Transformative planned gift is largest in KU Social Welfare history
For David Ross and his wife Kelli Carroll, giving to the KU School of Social Welfare is "a message that we support you," Ross said.
Ross, who graduated from KU with a degree in social work in 1970, recently confirmed a planned gift that will be the largest in KU School of Social Welfare history. The gift, estimated to be over $1 million, is a percentage of Ross’s estate. It will primarily provide scholarships for future KU social work students.
Ross said he and Carroll want to help students who arrive at KU with limited resources or are the first in their families to go to college.

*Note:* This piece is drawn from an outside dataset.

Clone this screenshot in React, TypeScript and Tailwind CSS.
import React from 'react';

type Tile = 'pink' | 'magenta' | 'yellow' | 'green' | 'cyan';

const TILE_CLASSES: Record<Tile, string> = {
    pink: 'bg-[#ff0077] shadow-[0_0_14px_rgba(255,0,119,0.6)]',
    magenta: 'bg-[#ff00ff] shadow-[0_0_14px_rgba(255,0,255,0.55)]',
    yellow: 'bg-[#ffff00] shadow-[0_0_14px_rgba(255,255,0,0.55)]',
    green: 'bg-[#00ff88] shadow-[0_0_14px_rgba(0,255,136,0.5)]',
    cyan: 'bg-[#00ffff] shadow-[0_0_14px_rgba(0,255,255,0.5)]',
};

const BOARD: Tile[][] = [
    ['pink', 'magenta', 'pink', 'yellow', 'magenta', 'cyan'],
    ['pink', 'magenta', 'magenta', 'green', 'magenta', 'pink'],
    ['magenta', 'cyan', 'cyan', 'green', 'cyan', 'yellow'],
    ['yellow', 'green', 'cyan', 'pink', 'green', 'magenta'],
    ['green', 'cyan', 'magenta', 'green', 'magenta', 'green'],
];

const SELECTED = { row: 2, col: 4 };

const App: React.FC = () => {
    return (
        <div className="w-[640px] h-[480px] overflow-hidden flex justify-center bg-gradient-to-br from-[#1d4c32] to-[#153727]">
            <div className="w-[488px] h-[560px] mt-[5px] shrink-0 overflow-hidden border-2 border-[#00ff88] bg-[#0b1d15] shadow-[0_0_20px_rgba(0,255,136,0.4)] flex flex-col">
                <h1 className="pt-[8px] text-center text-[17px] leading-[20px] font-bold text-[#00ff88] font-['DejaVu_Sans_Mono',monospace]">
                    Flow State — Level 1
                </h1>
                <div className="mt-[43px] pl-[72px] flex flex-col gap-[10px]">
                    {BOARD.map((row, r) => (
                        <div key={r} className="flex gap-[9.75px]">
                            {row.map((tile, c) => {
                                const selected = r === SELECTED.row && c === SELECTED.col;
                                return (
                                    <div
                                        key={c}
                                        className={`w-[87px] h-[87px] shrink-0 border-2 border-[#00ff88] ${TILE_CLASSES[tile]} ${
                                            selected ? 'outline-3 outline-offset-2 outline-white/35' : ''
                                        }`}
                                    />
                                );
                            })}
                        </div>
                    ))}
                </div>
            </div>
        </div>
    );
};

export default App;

"We really embrace your decision to major in social work and become social workers," Ross said. "We want you to know that there’s someone out there who values that decision and hopefully helps you achieve that goal."
Social work education offered Ross exposure to a wider world
Ross grew up in a small town in the Texas panhandle – you could stand at one end of it and look out the other, he said.
Coming from a family of teachers and with limited resources for college, Ross knew he needed to get a degree in four years and find a job right after graduation.
When he got to the KU campus in the late 1960s, Ross was inspired by the social activism of the time. Majoring in social work was a way to pursue a practical degree and a "purposeful, 'what can I do' kind of degree," Ross said.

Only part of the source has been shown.